** begin DATA PROVIDED **

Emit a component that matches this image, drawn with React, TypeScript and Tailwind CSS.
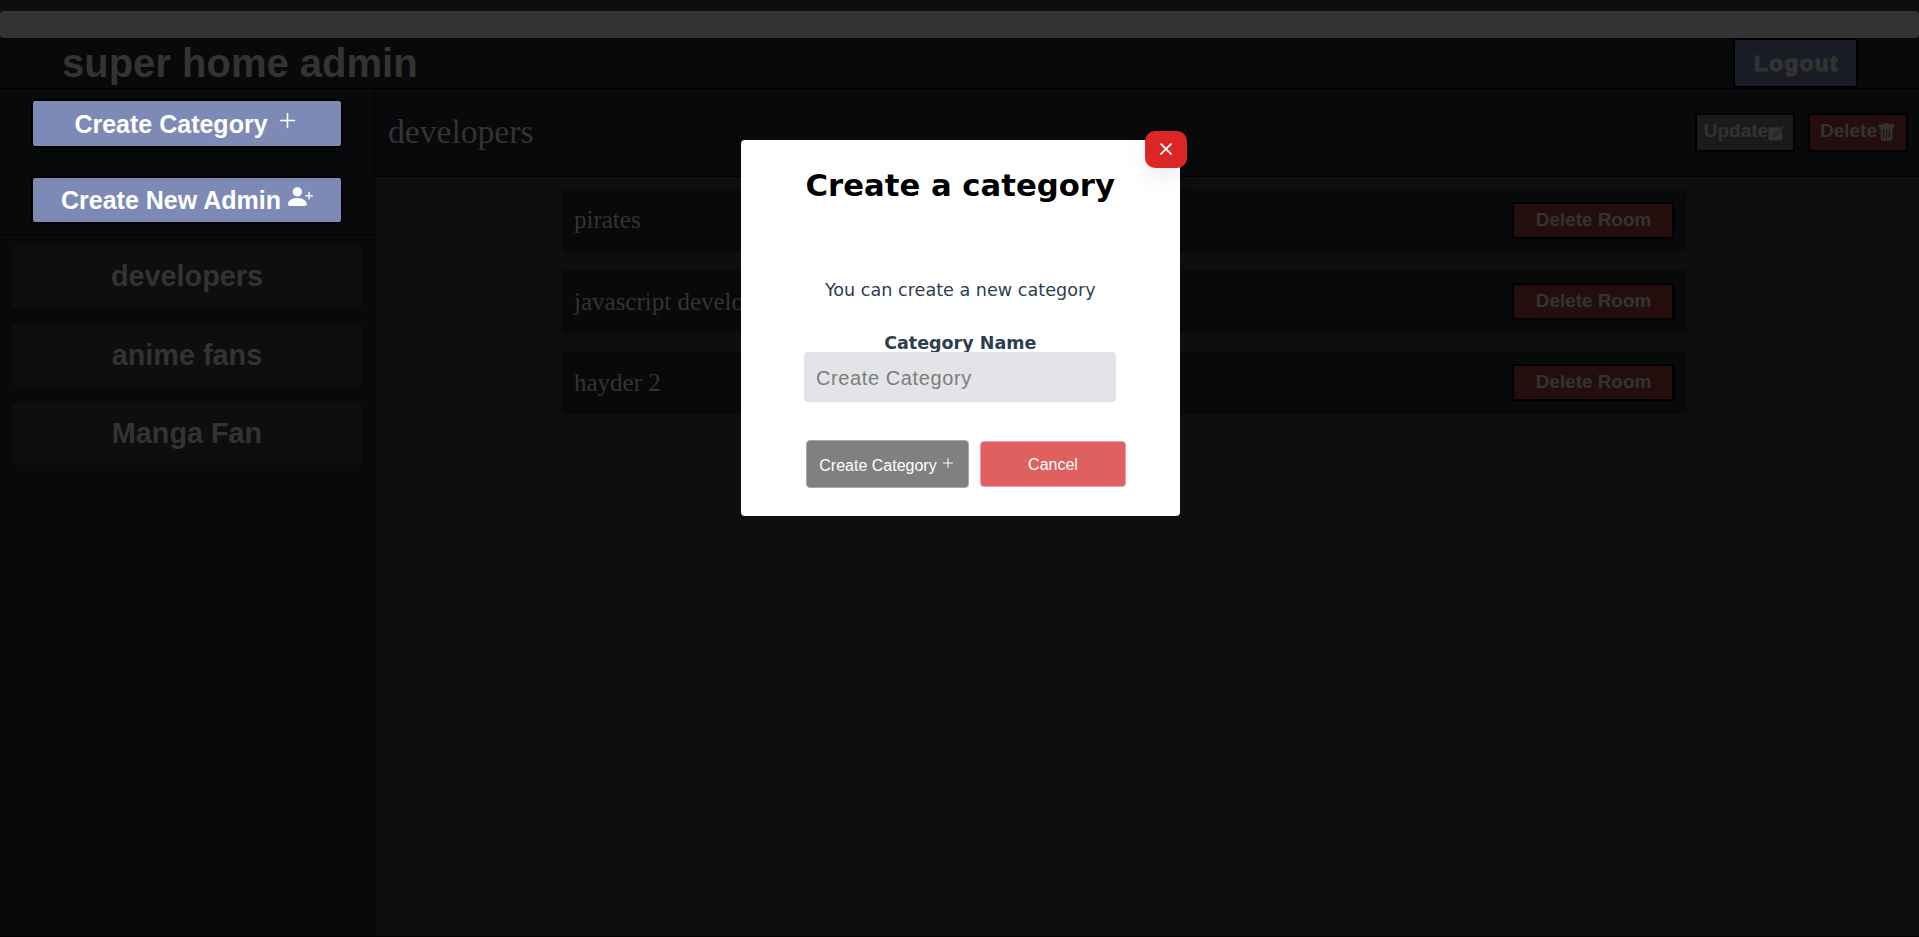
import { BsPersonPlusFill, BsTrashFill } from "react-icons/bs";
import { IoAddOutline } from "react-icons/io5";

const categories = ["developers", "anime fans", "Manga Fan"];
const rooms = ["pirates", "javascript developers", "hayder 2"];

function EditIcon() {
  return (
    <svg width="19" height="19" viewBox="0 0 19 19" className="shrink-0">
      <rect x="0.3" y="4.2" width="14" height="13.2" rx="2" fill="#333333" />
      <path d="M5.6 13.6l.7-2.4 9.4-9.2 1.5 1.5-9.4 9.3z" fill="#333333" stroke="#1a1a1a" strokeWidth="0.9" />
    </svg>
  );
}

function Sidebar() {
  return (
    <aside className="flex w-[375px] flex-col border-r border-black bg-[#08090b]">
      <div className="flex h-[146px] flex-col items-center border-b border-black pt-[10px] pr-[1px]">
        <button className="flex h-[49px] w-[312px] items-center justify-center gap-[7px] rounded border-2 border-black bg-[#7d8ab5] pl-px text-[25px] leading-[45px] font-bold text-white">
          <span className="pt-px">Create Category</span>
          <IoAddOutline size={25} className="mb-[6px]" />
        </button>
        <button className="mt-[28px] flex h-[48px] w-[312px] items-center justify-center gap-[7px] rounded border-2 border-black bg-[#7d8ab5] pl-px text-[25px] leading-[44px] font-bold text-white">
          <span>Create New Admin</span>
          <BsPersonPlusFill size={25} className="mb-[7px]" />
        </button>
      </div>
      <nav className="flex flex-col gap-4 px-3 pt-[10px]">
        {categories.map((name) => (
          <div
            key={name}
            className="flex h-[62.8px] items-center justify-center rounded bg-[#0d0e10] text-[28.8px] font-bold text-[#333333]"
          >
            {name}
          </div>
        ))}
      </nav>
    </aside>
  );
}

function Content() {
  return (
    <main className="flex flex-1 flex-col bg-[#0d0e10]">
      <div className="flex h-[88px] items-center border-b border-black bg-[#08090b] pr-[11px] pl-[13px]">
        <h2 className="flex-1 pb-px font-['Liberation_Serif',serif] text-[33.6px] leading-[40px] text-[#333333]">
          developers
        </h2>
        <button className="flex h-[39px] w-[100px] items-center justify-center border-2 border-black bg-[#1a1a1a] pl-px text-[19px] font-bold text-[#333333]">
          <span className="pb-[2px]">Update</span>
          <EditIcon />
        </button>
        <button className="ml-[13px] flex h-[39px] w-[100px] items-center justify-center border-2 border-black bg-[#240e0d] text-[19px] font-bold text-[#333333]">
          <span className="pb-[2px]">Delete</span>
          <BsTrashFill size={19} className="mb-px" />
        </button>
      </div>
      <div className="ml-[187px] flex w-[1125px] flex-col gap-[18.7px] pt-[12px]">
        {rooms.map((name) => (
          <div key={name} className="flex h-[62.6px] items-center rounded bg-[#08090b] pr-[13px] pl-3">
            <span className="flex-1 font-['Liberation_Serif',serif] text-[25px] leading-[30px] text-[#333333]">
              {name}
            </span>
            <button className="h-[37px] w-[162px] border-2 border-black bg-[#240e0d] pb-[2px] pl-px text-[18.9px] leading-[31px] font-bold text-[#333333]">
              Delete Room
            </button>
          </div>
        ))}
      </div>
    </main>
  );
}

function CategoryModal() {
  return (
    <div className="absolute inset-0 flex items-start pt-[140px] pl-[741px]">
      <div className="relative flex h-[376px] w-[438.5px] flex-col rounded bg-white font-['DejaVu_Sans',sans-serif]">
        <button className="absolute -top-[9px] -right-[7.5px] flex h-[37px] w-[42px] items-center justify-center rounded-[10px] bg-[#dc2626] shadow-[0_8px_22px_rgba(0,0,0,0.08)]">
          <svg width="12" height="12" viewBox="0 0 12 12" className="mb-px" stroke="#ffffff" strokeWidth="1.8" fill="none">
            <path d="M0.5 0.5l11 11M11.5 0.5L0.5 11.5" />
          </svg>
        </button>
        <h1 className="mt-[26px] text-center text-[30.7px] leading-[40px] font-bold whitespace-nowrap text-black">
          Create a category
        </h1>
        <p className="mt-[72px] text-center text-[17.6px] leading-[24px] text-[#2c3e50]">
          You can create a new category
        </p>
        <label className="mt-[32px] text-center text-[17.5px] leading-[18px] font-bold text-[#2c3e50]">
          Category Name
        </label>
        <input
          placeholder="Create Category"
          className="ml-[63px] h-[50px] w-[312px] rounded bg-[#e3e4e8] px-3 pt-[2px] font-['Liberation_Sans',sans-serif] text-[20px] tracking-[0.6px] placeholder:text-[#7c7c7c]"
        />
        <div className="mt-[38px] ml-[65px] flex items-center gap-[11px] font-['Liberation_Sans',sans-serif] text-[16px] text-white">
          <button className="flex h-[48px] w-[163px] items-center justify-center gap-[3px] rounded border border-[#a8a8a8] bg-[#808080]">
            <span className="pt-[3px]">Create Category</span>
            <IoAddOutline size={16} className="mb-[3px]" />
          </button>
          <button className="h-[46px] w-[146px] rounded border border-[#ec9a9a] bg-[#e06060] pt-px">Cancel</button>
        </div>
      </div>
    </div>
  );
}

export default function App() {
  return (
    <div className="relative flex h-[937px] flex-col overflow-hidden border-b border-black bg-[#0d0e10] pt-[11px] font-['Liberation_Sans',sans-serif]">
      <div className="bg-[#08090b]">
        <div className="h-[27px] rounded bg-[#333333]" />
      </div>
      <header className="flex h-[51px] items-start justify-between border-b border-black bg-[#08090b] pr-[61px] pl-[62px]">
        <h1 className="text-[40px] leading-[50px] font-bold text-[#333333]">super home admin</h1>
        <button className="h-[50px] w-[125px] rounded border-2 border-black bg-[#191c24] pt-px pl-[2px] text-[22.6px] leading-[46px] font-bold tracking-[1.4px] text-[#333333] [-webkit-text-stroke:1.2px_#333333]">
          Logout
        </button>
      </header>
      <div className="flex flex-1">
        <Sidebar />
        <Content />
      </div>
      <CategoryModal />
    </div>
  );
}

** end DATA PROVIDED **

All the lines above are to be reproduced exactly, except the pictures.

• _REPLY_:
Emit a component that matches this image, drawn with React, TypeScript and Tailwind CSS.
import { BsPersonPlusFill, BsTrashFill } from "react-icons/bs";
import { IoAddOutline } from "react-icons/io5";

const categories = ["developers", "anime fans", "Manga Fan"];
const rooms = ["pirates", "javascript developers", "hayder 2"];

function EditIcon() {
  return (
    <svg width="19" height="19" viewBox="0 0 19 19" className="shrink-0">
      <rect x="0.3" y="4.2" width="14" height="13.2" rx="2" fill="#333333" />
      <path d="M5.6 13.6l.7-2.4 9.4-9.2 1.5 1.5-9.4 9.3z" fill="#333333" stroke="#1a1a1a" strokeWidth="0.9" />
    </svg>
  );
}

function Sidebar() {
  return (
    <aside className="flex w-[375px] flex-col border-r border-black bg-[#08090b]">
      <div className="flex h-[146px] flex-col items-center border-b border-black pt-[10px] pr-[1px]">
        <button className="flex h-[49px] w-[312px] items-center justify-center gap-[7px] rounded border-2 border-black bg-[#7d8ab5] pl-px text-[25px] leading-[45px] font-bold text-white">
          <span className="pt-px">Create Category</span>
          <IoAddOutline size={25} className="mb-[6px]" />
        </button>
        <button className="mt-[28px] flex h-[48px] w-[312px] items-center justify-center gap-[7px] rounded border-2 border-black bg-[#7d8ab5] pl-px text-[25px] leading-[44px] font-bold text-white">
          <span>Create New Admin</span>
          <BsPersonPlusFill size={25} className="mb-[7px]" />
        </button>
      </div>
      <nav className="flex flex-col gap-4 px-3 pt-[10px]">
        {categories.map((name) => (
          <div
            key={name}
            className="flex h-[62.8px] items-center justify-center rounded bg-[#0d0e10] text-[28.8px] font-bold text-[#333333]"
          >
            {name}
          </div>
        ))}
      </nav>
    </aside>
  );
}

function Content() {
  return (
    <main className="flex flex-1 flex-col bg-[#0d0e10]">
      <div className="flex h-[88px] items-center border-b border-black bg-[#08090b] pr-[11px] pl-[13px]">
        <h2 className="flex-1 pb-px font-['Liberation_Serif',serif] text-[33.6px] leading-[40px] text-[#333333]">
          developers
        </h2>
        <button className="flex h-[39px] w-[100px] items-center justify-center border-2 border-black bg-[#1a1a1a] pl-px text-[19px] font-bold text-[#333333]">
          <span className="pb-[2px]">Update</span>
          <EditIcon />
        </button>
        <button className="ml-[13px] flex h-[39px] w-[100px] items-center justify-center border-2 border-black bg-[#240e0d] text-[19px] font-bold text-[#333333]">
          <span className="pb-[2px]">Delete</span>
          <BsTrashFill size={19} className="mb-px" />
        </button>
      </div>
      <div className="ml-[187px] flex w-[1125px] flex-col gap-[18.7px] pt-[12px]">
        {rooms.map((name) => (
          <div key={name} className="flex h-[62.6px] items-center rounded bg-[#08090b] pr-[13px] pl-3">
            <span className="flex-1 font-['Liberation_Serif',serif] text-[25px] leading-[30px] text-[#333333]">
              {name}
            </span>
            <button className="h-[37px] w-[162px] border-2 border-black bg-[#240e0d] pb-[2px] pl-px text-[18.9px] leading-[31px] font-bold text-[#333333]">
              Delete Room
            </button>
          </div>
        ))}
      </div>
    </main>
  );
}

function CategoryModal() {
  return (
    <div className="absolute inset-0 flex items-start pt-[140px] pl-[741px]">
      <div className="relative flex h-[376px] w-[438.5px] flex-col rounded bg-white font-['DejaVu_Sans',sans-serif]">
        <button className="absolute -top-[9px] -right-[7.5px] flex h-[37px] w-[42px] items-center justify-center rounded-[10px] bg-[#dc2626] shadow-[0_8px_22px_rgba(0,0,0,0.08)]">
          <svg width="12" height="12" viewBox="0 0 12 12" className="mb-px" stroke="#ffffff" strokeWidth="1.8" fill="none">
            <path d="M0.5 0.5l11 11M11.5 0.5L0.5 11.5" />
          </svg>
        </button>
        <h1 className="mt-[26px] text-center text-[30.7px] leading-[40px] font-bold whitespace-nowrap text-black">
          Create a category
        </h1>
        <p className="mt-[72px] text-center text-[17.6px] leading-[24px] text-[#2c3e50]">
          You can create a new category
        </p>
        <label className="mt-[32px] text-center text-[17.5px] leading-[18px] font-bold text-[#2c3e50]">
          Category Name
        </label>
        <input
          placeholder="Create Category"
          className="ml-[63px] h-[50px] w-[312px] rounded bg-[#e3e4e8] px-3 pt-[2px] font-['Liberation_Sans',sans-serif] text-[20px] tracking-[0.6px] placeholder:text-[#7c7c7c]"
        />
        <div className="mt-[38px] ml-[65px] flex items-center gap-[11px] font-['Liberation_Sans',sans-serif] text-[16px] text-white">
          <button className="flex h-[48px] w-[163px] items-center justify-center gap-[3px] rounded border border-[#a8a8a8] bg-[#808080]">
            <span className="pt-[3px]">Create Category</span>
            <IoAddOutline size={16} className="mb-[3px]" />
          </button>
          <button className="h-[46px] w-[146px] rounded border border-[#ec9a9a] bg-[#e06060] pt-px">Cancel</button>
        </div>
      </div>
    </div>
  );
}

export default function App() {
  return (
    <div className="relative flex h-[937px] flex-col overflow-hidden border-b border-black bg-[#0d0e10] pt-[11px] font-['Liberation_Sans',sans-serif]">
      <div className="bg-[#08090b]">
        <div className="h-[27px] rounded bg-[#333333]" />
      </div>
      <header className="flex h-[51px] items-start justify-between border-b border-black bg-[#08090b] pr-[61px] pl-[62px]">
        <h1 className="text-[40px] leading-[50px] font-bold text-[#333333]">super home admin</h1>
        <button className="h-[50px] w-[125px] rounded border-2 border-black bg-[#191c24] pt-px pl-[2px] text-[22.6px] leading-[46px] font-bold tracking-[1.4px] text-[#333333] [-webkit-text-stroke:1.2px_#333333]">
          Logout
        </button>
      </header>
      <div className="flex flex-1">
        <Sidebar />
        <Content />
      </div>
      <CategoryModal />
    </div>
  );
}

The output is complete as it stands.